To be entirely fair, physical Amazon Kindles do this exact same thing, and I strongly suspect all the various Kindle reader software versions do so as well. (I don't follow the product closely, but I think I recall that iBooks does this too.)

Of course, what Adobe is doing goes well beyond this, and is far more troubling for multiple reasons.

But I did want to be entirely fair.


There is no evidence that Adobe is gathering more info than Amazon. I strongly suspect that based on Amazon's other customer profiling endeavors (tracking users across the web) that they're doing exactly what Adobe does.


The follow-up post says that it’s only reporting data about books within the Adobe app’s library, not scanning the hard drive for other books as previously alleged. Amazon and Apple probably do much the same thing, but I would hope they use a secure connection.

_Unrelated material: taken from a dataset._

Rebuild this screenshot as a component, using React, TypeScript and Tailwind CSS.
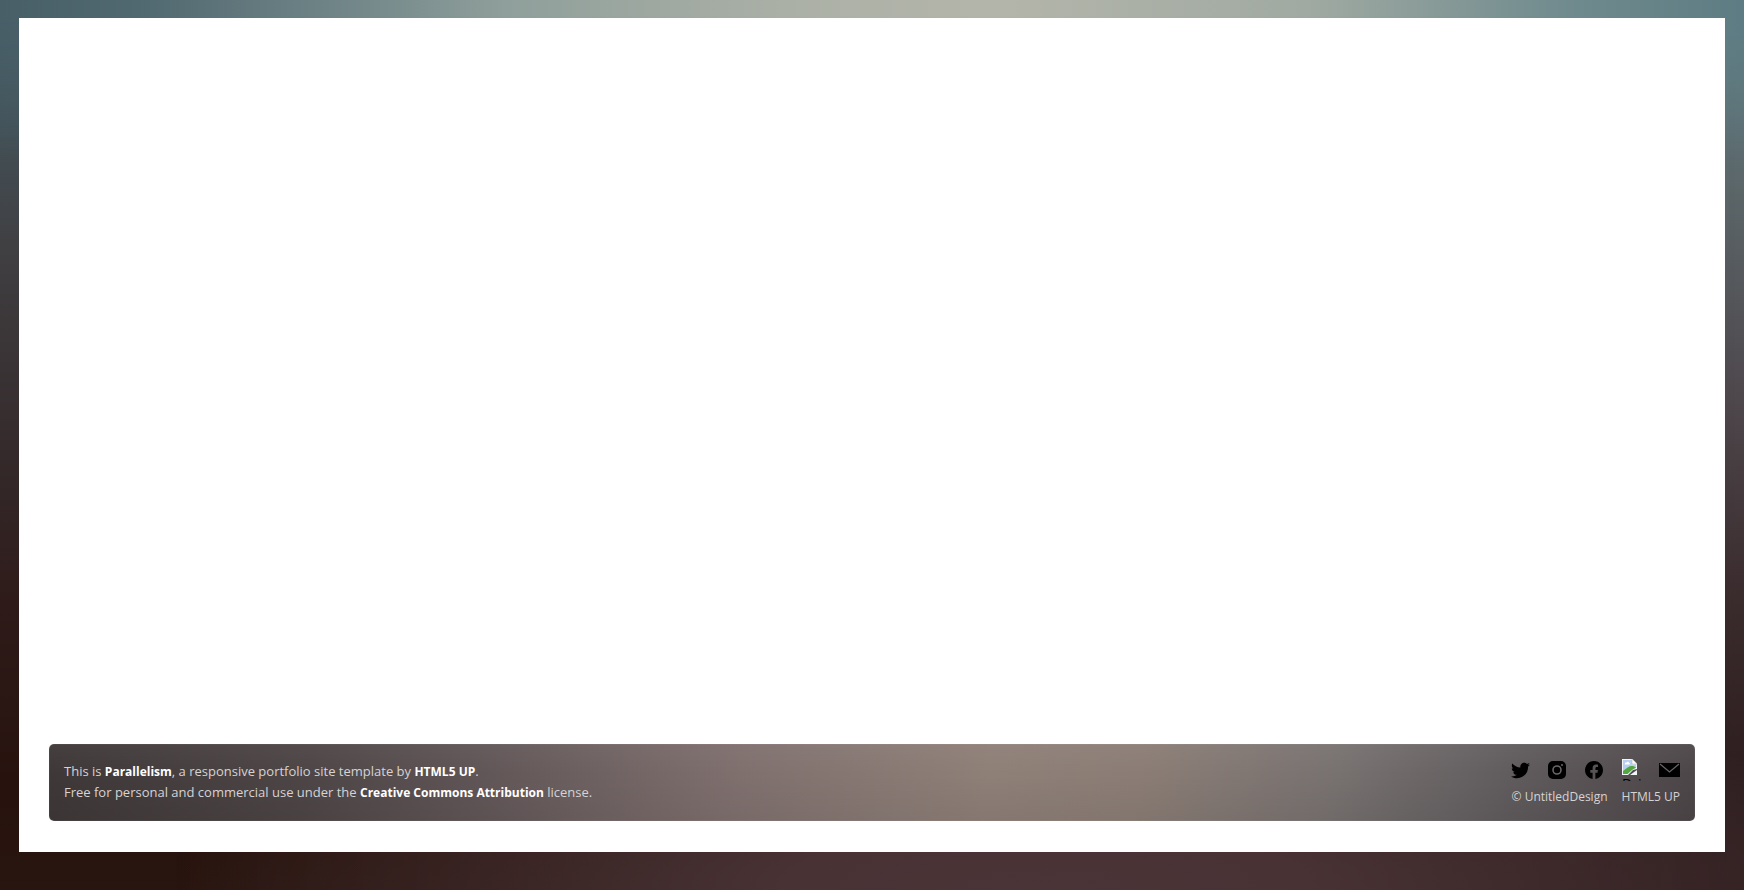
import { BsFacebook } from "react-icons/bs";
import { FaTwitter } from "react-icons/fa";

const bold = "text-[12px] font-bold text-white";
const iconLink = "flex h-[22px] w-[21px] items-center";

function BrokenPicture() {
  return (
    <svg viewBox="0 0 16 16" className="h-4 w-4" aria-hidden="true">
      <path d="M0 0h10.500L15 4.500V10l-4 1-5 5H0z" fill="#f3f5f8" />
      <path d="M1 1h9v4.500h4v3.500l-4 1.500L5.500 15H1z" fill="#b9cff0" />
      <path d="M1 15v-3c2-1 5-4.500 8-5 2-.3 4 .5 5 1.500L10 11l-4.500 4z" fill="#56a742" />
      <path d="M3 5.500c-.5-1.500.8-2.200 1.600-1.800C5 2.300 7 2.600 7 4c1.300 0 1.300 1.500 0 1.500z" fill="#fff" />
      <path d="M10 0v5h5z" fill="#fff" stroke="#aeb5bb" strokeWidth=".6" />
      <path d="M8 16l7-5v5z" fill="#f3f5f8" />
    </svg>
  );
}

export default function App() {
  return (
    <div className="relative isolate flex min-h-screen flex-col bg-[linear-gradient(to_bottom,#465c66_0%,#435157_14%,#403f42_28%,#352b2c_50%,#2e1b19_68%,#27120e_88%,#29150f_100%)] px-[19px] pt-[18px] pb-[38px] font-['Open_Sans','Noto_Sans',sans-serif]">
      <div className="absolute inset-0 -z-10 bg-[linear-gradient(to_bottom,#638087_0%,#5c686b_20%,#4e474c_45%,#3a2b2d_67%,#2f1f20_85%,#2e1d1e_100%)] [mask-image:linear-gradient(to_right,transparent_10%,black)]" />
      <div className="absolute inset-0 -z-10 bg-[radial-gradient(ellipse_50%_25%_at_60%_100%,#4a3437_0%,#483234_30%,transparent_100%)]" />
      <div className="absolute inset-x-0 top-0 -z-10 h-40 bg-[linear-gradient(to_right,#485f68_0%,#506870_8%,#75898b_21%,#8f9f9b_29%,#abb0a6_45%,#b4b5aa_57%,#a0aaa2_75%,#728c8f_89%,#5d7c83_100%)] [mask-image:linear-gradient(to_bottom,black_10%,transparent)]" />
      <main className="flex flex-1 flex-col justify-end bg-white px-[30px] pb-[31px]">
        <footer className="flex justify-between rounded-[5px] bg-[linear-gradient(to_bottom,rgba(255,255,255,.04),transparent_40%,rgba(0,0,0,.06)),linear-gradient(100deg,#3e3738_0%,#4d4546_16%,#665a5b_29%,#7f706e_42%,#8e7f77_57%,#8b7d75_66%,#777170_78%,#615c5e_88%,#4c4547_100%)] px-[15px] pt-[15px] pb-4 text-[#d7d3d3] shadow-[inset_0_0_1px_rgba(255,255,255,.5)]">
          <p className="pt-[2px] text-[13px] leading-5">
            This is <a href="#parallelism" className={bold}>Parallelism</a>, a responsive portfolio site template by{" "}
            <a href="#html5up" className={bold}>HTML5 UP</a>.
            <br />
            Free for personal and commercial use under the{" "}
            <a href="#license" className={bold}>Creative Commons Attribution</a> license.
          </p>
          <div className="flex flex-col items-end">
            <nav className="flex gap-4 text-black">
              <a href="#twitter" aria-label="Twitter" className={iconLink}>
                <FaTwitter size={19} />
              </a>
              <a href="#instagram" aria-label="Instagram" className={iconLink}>
                <svg viewBox="0 0 18 18" className="h-[18px] w-[18px]">
                  <rect width="18" height="18" rx="5" />
                  <circle cx="9" cy="9" r="4" fill="none" stroke="#6c6667" strokeWidth="1.6" />
                  <circle cx="14" cy="4" r="1" fill="#6c6667" />
                </svg>
              </a>
              <a href="#facebook" aria-label="Facebook" className={iconLink}>
                <BsFacebook size={18} />
              </a>
              <a href="#dribbble" className="h-[22px] w-[21px] overflow-hidden text-[14px] leading-[14px]">
                <BrokenPicture />
                <span className="block pt-[2px]">Dri</span>
              </a>
              <a href="#mail" aria-label="Email" className={iconLink}>
                <svg viewBox="0 0 21 14" className="h-[14px] w-[21px]">
                  <path d="M0 0h21v14H0z" />
                  <path d="M1 1l9.500 8L20 1" fill="none" stroke="#696364" strokeWidth="1.300" />
                </svg>
              </a>
            </nav>
            <ul className="flex gap-[14px] pt-2 text-[12px] leading-4">
              <li>© UntitledDesign</li>
              <li><a href="#html5up">HTML5 UP</a></li>
            </ul>
          </div>
        </footer>
      </main>
    </div>
  );
}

"The follow-up post says that it’s only reporting data about books within the Adobe app’s library, not scanning the hard drive for other books as previously alleged."

My reading differs.

His updated theory at this point is that it is indeed not scanning the hard drive, but it is scanning the e-reader, and transmitting info on ebooks he had not used the Adobe software to acquire, open, or transfer. He hasn't gotten secondary confirmation yet, so it's all a bit fuzzy. But if proven-out, a genuine scandal.

And, yes, the unencrypted part is bad enough by itself.